> **DIRECTIVE**:
Where the word "styles" occurs in a line, return that line.

========================================

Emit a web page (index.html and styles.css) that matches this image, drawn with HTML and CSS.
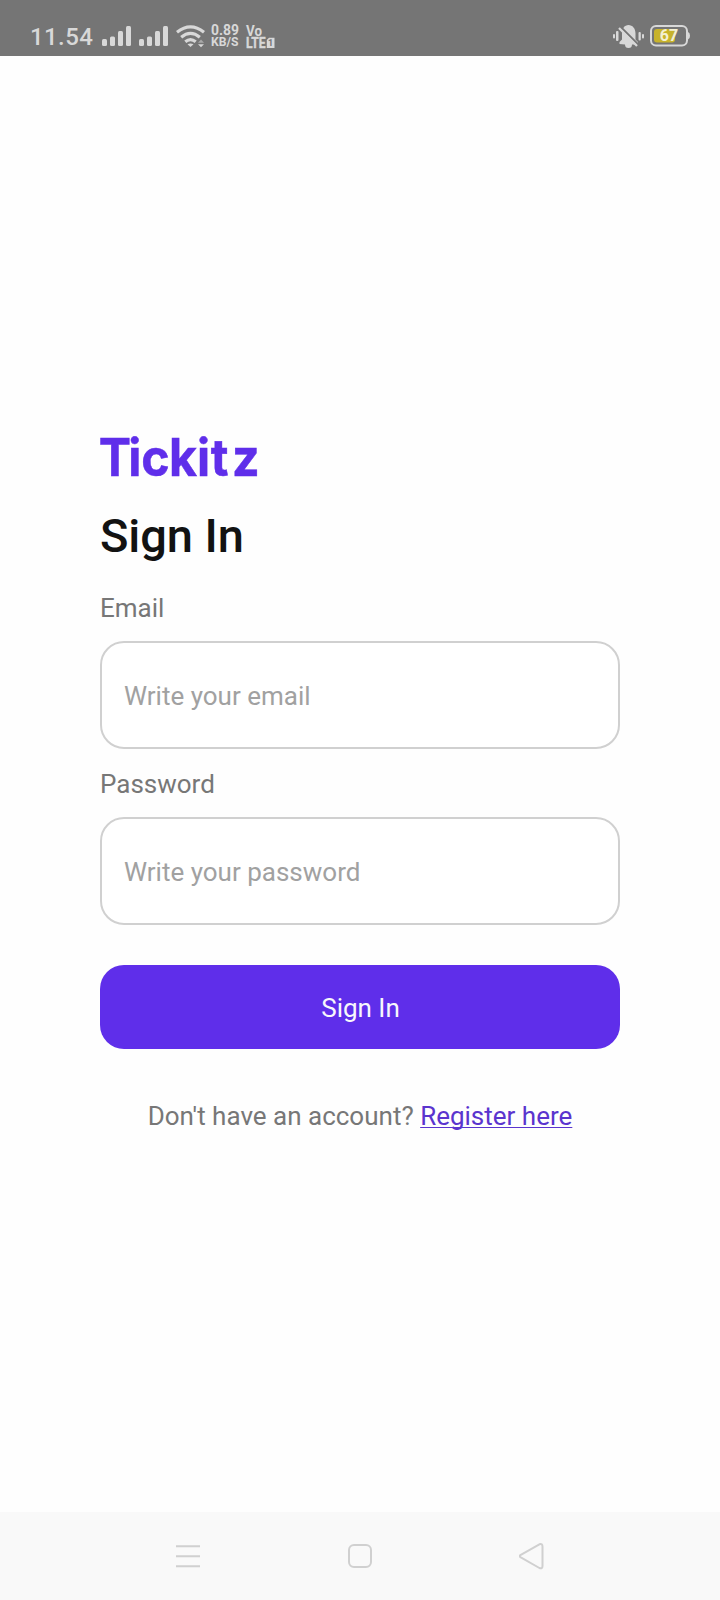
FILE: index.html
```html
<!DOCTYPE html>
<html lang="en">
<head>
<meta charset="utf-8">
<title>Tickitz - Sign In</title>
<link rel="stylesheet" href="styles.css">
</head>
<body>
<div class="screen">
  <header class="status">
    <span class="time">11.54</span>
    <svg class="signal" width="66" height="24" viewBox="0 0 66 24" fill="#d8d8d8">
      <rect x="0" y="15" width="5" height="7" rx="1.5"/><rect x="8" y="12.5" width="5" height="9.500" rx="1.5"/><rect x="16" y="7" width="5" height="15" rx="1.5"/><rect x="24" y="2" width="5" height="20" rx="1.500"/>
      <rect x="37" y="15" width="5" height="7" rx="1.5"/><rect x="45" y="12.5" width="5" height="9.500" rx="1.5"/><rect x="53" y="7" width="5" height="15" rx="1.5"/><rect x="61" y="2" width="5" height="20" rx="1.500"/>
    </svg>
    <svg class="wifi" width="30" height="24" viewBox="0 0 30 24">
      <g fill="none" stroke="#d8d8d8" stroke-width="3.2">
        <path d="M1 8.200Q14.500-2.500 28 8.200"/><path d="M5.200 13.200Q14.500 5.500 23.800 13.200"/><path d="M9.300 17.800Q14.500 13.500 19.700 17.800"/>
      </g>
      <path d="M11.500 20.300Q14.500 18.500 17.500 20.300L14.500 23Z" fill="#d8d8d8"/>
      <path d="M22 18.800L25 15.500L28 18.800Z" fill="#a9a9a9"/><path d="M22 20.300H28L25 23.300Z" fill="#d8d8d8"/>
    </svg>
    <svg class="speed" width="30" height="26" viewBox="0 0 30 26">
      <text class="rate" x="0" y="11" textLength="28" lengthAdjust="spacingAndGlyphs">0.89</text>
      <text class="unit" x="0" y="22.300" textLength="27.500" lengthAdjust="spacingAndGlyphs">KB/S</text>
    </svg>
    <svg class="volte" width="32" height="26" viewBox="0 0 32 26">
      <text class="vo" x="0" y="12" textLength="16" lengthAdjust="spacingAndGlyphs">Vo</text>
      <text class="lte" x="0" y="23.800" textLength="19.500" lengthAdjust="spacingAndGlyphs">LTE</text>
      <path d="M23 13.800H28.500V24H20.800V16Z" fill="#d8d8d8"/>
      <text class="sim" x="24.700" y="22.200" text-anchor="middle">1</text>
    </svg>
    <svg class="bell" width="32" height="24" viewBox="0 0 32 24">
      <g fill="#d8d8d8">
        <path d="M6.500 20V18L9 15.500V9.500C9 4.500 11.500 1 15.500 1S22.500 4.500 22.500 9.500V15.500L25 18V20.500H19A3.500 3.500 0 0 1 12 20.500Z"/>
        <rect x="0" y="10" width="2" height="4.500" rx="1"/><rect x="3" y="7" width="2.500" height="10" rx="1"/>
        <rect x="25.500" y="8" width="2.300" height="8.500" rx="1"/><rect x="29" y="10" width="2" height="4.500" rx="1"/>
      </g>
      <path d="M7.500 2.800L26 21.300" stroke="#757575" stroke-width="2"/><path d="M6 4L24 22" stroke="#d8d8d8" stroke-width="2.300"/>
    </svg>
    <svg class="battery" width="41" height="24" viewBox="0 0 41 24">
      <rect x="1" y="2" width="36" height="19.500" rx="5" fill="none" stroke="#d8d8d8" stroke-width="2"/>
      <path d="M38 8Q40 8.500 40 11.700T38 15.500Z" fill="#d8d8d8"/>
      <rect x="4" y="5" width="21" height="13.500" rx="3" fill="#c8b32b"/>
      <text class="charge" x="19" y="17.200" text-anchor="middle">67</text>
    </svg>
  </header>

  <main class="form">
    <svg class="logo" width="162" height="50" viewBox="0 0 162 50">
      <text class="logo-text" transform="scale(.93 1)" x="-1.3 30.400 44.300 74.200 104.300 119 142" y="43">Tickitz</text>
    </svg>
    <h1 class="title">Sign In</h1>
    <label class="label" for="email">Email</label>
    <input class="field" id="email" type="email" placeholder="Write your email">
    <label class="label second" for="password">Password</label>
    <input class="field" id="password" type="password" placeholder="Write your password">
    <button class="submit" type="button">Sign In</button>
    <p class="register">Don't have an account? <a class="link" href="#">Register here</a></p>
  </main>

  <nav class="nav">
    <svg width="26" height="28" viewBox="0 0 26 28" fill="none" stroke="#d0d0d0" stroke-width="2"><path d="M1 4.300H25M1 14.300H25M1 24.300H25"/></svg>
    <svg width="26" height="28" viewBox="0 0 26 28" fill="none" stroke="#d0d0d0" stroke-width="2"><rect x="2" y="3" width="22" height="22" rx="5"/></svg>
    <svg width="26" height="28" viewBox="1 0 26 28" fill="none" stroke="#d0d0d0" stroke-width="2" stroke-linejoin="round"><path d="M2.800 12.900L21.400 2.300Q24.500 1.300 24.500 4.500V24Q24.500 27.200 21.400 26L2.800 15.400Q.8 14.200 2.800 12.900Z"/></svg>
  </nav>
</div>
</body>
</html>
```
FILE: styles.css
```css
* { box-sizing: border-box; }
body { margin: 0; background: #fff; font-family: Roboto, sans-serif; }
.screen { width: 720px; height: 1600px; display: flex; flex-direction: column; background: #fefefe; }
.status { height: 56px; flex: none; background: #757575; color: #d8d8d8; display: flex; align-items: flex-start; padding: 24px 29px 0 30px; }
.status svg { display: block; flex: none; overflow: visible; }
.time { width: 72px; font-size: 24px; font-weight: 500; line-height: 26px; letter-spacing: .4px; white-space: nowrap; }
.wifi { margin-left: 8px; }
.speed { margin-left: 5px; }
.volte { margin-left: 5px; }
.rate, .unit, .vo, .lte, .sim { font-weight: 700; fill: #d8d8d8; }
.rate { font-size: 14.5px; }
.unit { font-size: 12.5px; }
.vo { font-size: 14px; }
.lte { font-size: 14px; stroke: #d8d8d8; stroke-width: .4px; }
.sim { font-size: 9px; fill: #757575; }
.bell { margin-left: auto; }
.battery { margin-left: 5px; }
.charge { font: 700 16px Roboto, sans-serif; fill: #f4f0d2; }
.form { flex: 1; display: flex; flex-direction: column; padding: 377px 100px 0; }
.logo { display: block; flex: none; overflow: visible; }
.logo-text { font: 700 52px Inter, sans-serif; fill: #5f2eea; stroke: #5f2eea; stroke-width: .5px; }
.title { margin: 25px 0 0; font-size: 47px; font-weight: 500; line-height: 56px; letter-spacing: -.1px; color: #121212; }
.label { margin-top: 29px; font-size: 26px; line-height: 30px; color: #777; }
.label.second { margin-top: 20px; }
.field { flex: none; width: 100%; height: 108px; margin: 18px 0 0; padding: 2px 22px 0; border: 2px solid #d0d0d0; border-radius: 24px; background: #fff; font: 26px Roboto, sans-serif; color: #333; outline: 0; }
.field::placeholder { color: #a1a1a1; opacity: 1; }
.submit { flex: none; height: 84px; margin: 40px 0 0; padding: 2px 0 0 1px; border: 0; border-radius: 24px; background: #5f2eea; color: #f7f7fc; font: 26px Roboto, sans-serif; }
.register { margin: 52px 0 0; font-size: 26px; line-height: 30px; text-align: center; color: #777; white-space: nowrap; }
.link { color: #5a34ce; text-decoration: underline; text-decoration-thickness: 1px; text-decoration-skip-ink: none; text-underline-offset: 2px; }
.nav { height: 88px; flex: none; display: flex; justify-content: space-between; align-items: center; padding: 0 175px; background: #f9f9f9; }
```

========================================

> **FINAL RESULT**:
Emit a web page (index.html and styles.css) that matches this image, drawn with HTML and CSS.
<link rel="stylesheet" href="styles.css">
FILE: styles.css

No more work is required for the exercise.